最初から引き込まれます。
中学駅伝の話です。
前年まで陸上部を率いていた先生が異動し、新しく担当となったのは、美術教師の上原。
上原は、陸上競技は何もわからない。
3年で陸上部の長距離を走れるのは、部長の桝井と設楽しかいない。
2年の俊介も走れる。
でも、駅伝は6区ある。あと3人、集めなければ参加すらできない。
そこで桝井は考える。勝つためには、誰が必要なのか。
そして大田を誘う。彼は不良で、授業はふけてテニスコートのベンチで煙草をぷかぷか。
次は吹奏楽部の渡部。彼はサックスばかり吹いてかっこつけている。
最後はジロー。彼は困ったときのジロー。断らないことを楽しめる。
これは全力を尽くして走り、たすきをつなぐ話なのですが、全力を尽くす理由が、もちろんそれぞれ違う。

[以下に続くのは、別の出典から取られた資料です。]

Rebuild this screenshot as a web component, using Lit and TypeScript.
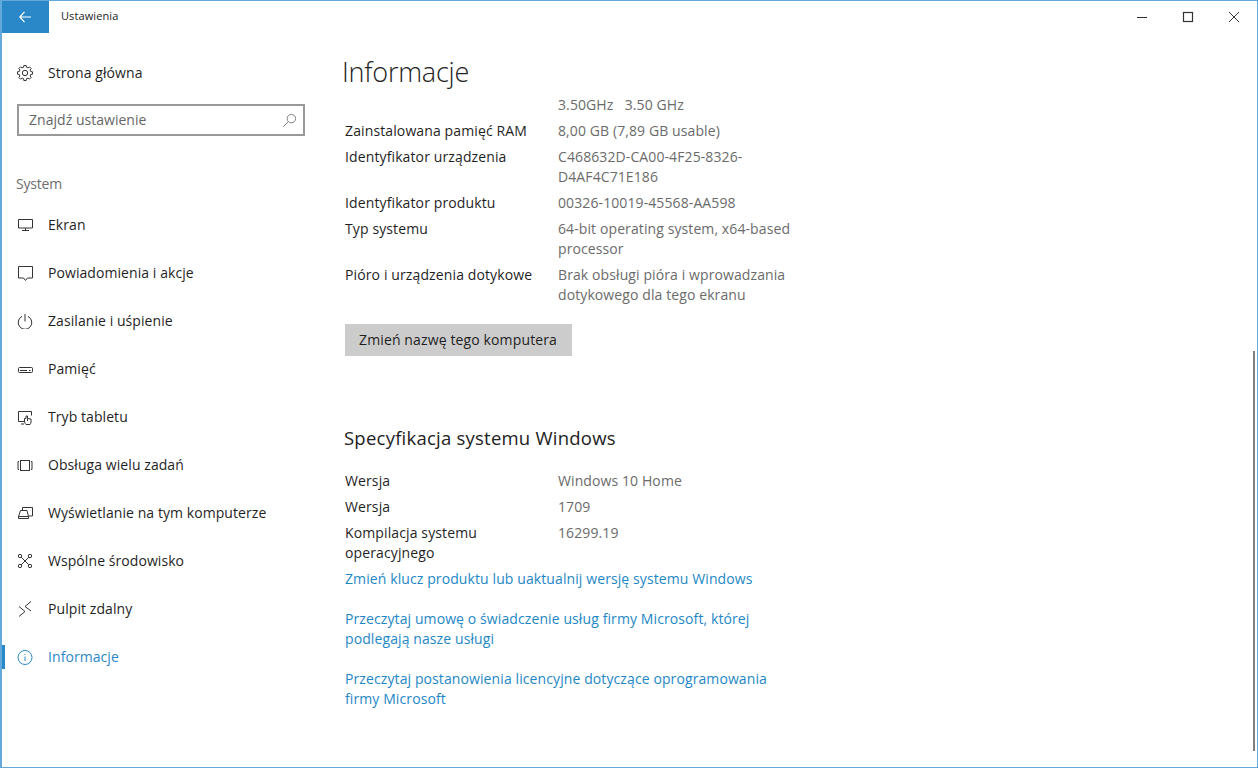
import { LitElement, html, css, svg } from "lit";
import { customElement } from "lit/decorators.js";

const ic = (body: unknown) => html`<svg class="ico" viewBox="0 0 16 16" fill="none" stroke="currentColor" stroke-width="1">${body}</svg>`;

function gearPath() {
  const pts: string[] = [];
  const n = 8;
  for (let i = 0; i < n; i++) {
    const a = (i / n) * Math.PI * 2 - Math.PI / 2;
    const step = (Math.PI * 2) / n;
    const list: [number, number][] = [
      [a - step * 0.2, 7.6],
      [a + step * 0.2, 7.6],
      [a + step * 0.32, 5.9],
      [a + step * 0.68, 5.9],
    ];
    for (const [t, r] of list) {
      pts.push(`${(8 + r * Math.cos(t)).toFixed(2)} ${(8 + r * Math.sin(t)).toFixed(2)}`);
    }
  }
  return `M${pts.join("L")}Z`;
}

const icons = {
  gear: svg`<path d=${gearPath()} stroke-linejoin="round"/><circle cx="8" cy="8" r="2.700"/>`,
  screen: svg`<path d="M1.500 2.500h14v8.500h-14zM8.500 11v2.500M5 13.500h7"/>`,
  note: svg`<path d="M1.500 1.500h14v11.500H10.500L8.500 15.500 6.500 13h-5z"/>`,
  power: svg`<path d="M8 1v7.500M5 3.400a6.800 6.800 0 1 0 6 0"/>`,
  storage: svg`<rect x="1.500" y="6.500" width="14" height="5" rx="1"/><path d="M3 9.500h7M12 9.500h1.500"/>`,
  tablet: svg`<path d="M7.500 12.500H1.500v-10h13v4M4 15h3"/><path d="M9 15.500c-1-1-1.500-2-1.500-3.500V9.500h1.500V7h1.500v2.500l3.500.5v3c0 1-.5 2-1 2.500zM10.500 10v2"/>`,
  multi: svg`<rect x="3.500" y="3.500" width="9" height="10"/><path d="M2 4.500H1v8h1M14 4.500h1v8h-1"/>`,
  project: svg`<path d="M5.500 5.500v-3h10v8.500H12M10 5.500H3.500L1.500 11.500v2h10v-2zM1.500 11.500h10"/>`,
  shared: svg`<circle cx="3" cy="3" r="1.700"/><circle cx="13" cy="3" r="1.700"/><circle cx="3" cy="13" r="1.700"/><circle cx="13" cy="13" r="1.700"/><path d="M4.200 4.200 11.800 11.800M11.800 4.200 4.200 11.800"/>`,
  remote: svg`<path d="M2 5.500 8 10.500 2 15.500M14 .5 8 5.500 14 10"/>`,
  info: svg`<circle cx="8" cy="8.500" r="7"/><path d="M8 7.500v4.500M8 5v1"/>`,
};

const nav: [string, unknown][] = [
  ["Ekran", icons.screen],
  ["Powiadomienia i akcje", icons.note],
  ["Zasilanie i uśpienie", icons.power],
  ["Pamięć", icons.storage],
  ["Tryb tabletu", icons.tablet],
  ["Obsługa wielu zadań", icons.multi],
  ["Wyświetlanie na tym komputerze", icons.project],
  ["Wspólne środowisko", icons.shared],
  ["Pulpit zdalny", icons.remote],
];

const deviceRows: [string, string][] = [
  ["", "3.50GHz   3.50 GHz"],
  ["Zainstalowana pamięć RAM", "8,00 GB (7,89 GB usable)"],
  ["Identyfikator urządzenia", "C468632D-CA00-4F25-8326-D4AF4C71E186"],
  ["Identyfikator produktu", "00326-10019-45568-AA598"],
  ["Typ systemu", "64-bit operating system, x64-based processor"],
  ["Pióro i urządzenia dotykowe", "Brak obsługi pióra i wprowadzania dotykowego dla tego ekranu"],
];
const winRows: [string, string][] = [
  ["Wersja", "Windows 10 Home"],
  ["Wersja", "1709"],
  ["Kompilacja systemu operacyjnego", "16299.19"],
];

@customElement("app-root")
export class AppRoot extends LitElement {
  static styles = css`
    :host {
      display: block;
      width: 1258px;
      height: 768px;
      box-sizing: border-box;
      overflow: hidden;
      position: relative;
      background: #fff;
      border: 1px solid #64a9dc;
      border-left-width: 2px;
      font-family: "Open Sans", "Noto Sans", sans-serif;
      font-size: 14px;
      line-height: 20px;
      color: #1f1f1f;
    }
    .titlebar { display: flex; align-items: center; height: 32px; }
    .back { width: 47px; height: 32px; background: #2b88c8; color: #fff; display: flex; align-items: center; justify-content: center; }
    .back svg { width: 12px; height: 12px; margin-right: 2px; margin-bottom: 1px; }
    .title { margin: 0 0 2px 12px; font-size: 11px; font-weight: 400; color: #222; letter-spacing: 0.1px; }
    .controls { margin-left: auto; display: flex; align-items: center; gap: 0; }
    .ctl { width: 46px; height: 32px; display: flex; align-items: center; justify-content: center; color: #333; }
    .ctl svg { width: 12px; height: 12px; }
    .body { display: flex; }
    .side { width: 341px; flex: none; }
    .home { display: flex; align-items: center; height: 20px; margin-top: 30px; }
    .ico { width: 16px; height: 16px; flex: none; margin-left: 15px; color: #333; }
    .lbl { margin-left: 15px; white-space: nowrap; letter-spacing: 0.07px; }
    .search { display: flex; align-items: center; justify-content: space-between; box-sizing: border-box; margin: 21px 0 0 15px; width: 288px; height: 32px; border: 2px solid #999; padding: 0 6px 0 10px; color: #666; letter-spacing: 0.03px; }
    .search svg { width: 15px; height: 15px; color: #777; }
    .sys { margin: 38px 0 0 14px; color: #6d6d6d; letter-spacing: -0.2px; }
    .nav { margin-top: 7px; }
    .item { display: flex; align-items: center; height: 48px; position: relative; }
    .item.on { color: #2b88c8; }
    .item.on .ico { color: #2b88c8; }
    .item.on::before { content: ""; position: absolute; left: -1px; top: 12px; width: 4px; height: 24px; background: #2b88c8; }
    .main { width: 470px; }
    h1 { font-size: 27px; font-weight: 300; line-height: 36px; margin: 21px 0 0 -1px; color: #222; letter-spacing: -0.2px; }
    .rows { display: flex; flex-direction: column; gap: 6px; margin: 5px 0 0 2px; }
    .row { display: grid; grid-template-columns: 213px 242px; }
    .k { letter-spacing: 0.12px; }
    .v { color: #6b6b6b; letter-spacing: 0.1px; white-space: pre-wrap; }
    .btn { display: inline-flex; align-items: center; box-sizing: border-box; height: 32px; width: 227px; margin: 19px 0 0 2px; padding: 0 14px; background: #ccc; color: #1f1f1f; letter-spacing: 0.13px; white-space: nowrap; }
    h2 { font-size: 18.5px; font-weight: 400; line-height: 26px; margin: 69px 0 0 1px; color: #222; letter-spacing: 0.23px; }
    .rows.w { margin-top: 20px; }
    .links { margin: 6px 0 0 2px; width: 430px; display: flex; flex-direction: column; gap: 20px; color: #1e87c5; letter-spacing: 0.1px; }
    .bar { position: absolute; right: 2px; top: 350px; width: 2px; height: 400px; background: #808080; }
  `;

  private rows(r: [string, string][]) {
    return r.map(([k, v]) => html`<div class="row"><div class="k">${k}</div><div class="v">${v}</div></div>`);
  }

  render() {
    return html`
      <div class="titlebar">
        <div class="back"><svg viewBox="0 0 12 12" fill="none" stroke="currentColor" stroke-width="1.200"><path d="M.5 6h11.500M5.500 .8.800 6l4.700 5.200"/></svg></div>
        <div class="title">Ustawienia</div>
        <div class="controls">
          <div class="ctl"><svg viewBox="0 0 12 12" fill="none" stroke="currentColor"><path d="M1 6.500h10"/></svg></div>
          <div class="ctl"><svg viewBox="0 0 12 12" fill="none" stroke="currentColor" stroke-width="1.200"><rect x="1.500" y="1.500" width="9" height="9"/></svg></div>
          <div class="ctl"><svg viewBox="0 0 12 12" fill="none" stroke="currentColor"><path d="M1 1l10 10M11 1 1 11"/></svg></div>
        </div>
      </div>
      <div class="body">
        <div class="side">
          <div class="home">${ic(icons.gear)}<span class="lbl">Strona główna</span></div>
          <div class="search"><span>Znajdź ustawienie</span><svg viewBox="0 0 16 16" fill="none" stroke="currentColor"><circle cx="10" cy="6" r="4.500"/><path d="M6.800 9.200 1.500 14.500"/></svg></div>
          <div class="sys">System</div>
          <div class="nav">
            ${nav.map(([t, i]) => html`<div class="item">${ic(i)}<span class="lbl">${t}</span></div>`)}
            <div class="item on">${ic(icons.info)}<span class="lbl">Informacje</span></div>
          </div>
        </div>
        <div class="main">
          <h1>Informacje</h1>
          <div class="rows">${this.rows(deviceRows)}</div>
          <div class="btn">Zmień nazwę tego komputera</div>
          <h2>Specyfikacja systemu Windows</h2>
          <div class="rows w">${this.rows(winRows)}</div>
          <div class="links">
            <div>Zmień klucz produktu lub uaktualnij wersję systemu Windows</div>
            <div>Przeczytaj umowę o świadczenie usług firmy Microsoft, której podlegają nasze usługi</div>
            <div>Przeczytaj postanowienia licencyjne dotyczące oprogramowania firmy Microsoft</div>
          </div>
        </div>
      </div>
      <div class="bar"></div>
    `;
  }
}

0から始まり、1区から6区まで。設楽、大田、ジロー、渡部、俊介、桝井。彼らを見つめ、励ます上原。
人物造形+駅伝だけで、基本この小説はできている。
それでもぐいぐい読ませる。人の本質に触れる。
6者6様の走る姿が、くっきりと浮かぶ。
上原の抜けた感じもすごくいい。
店で売れ続けているので手を伸ばしてみたのですが、やはりという感じ。
作品に力があるから売れるし、また売れてほしい。
愛される作品とはこのことだと思う。
読めばきっと走りたくなる。
あなたも、きっと、走りたくなーる。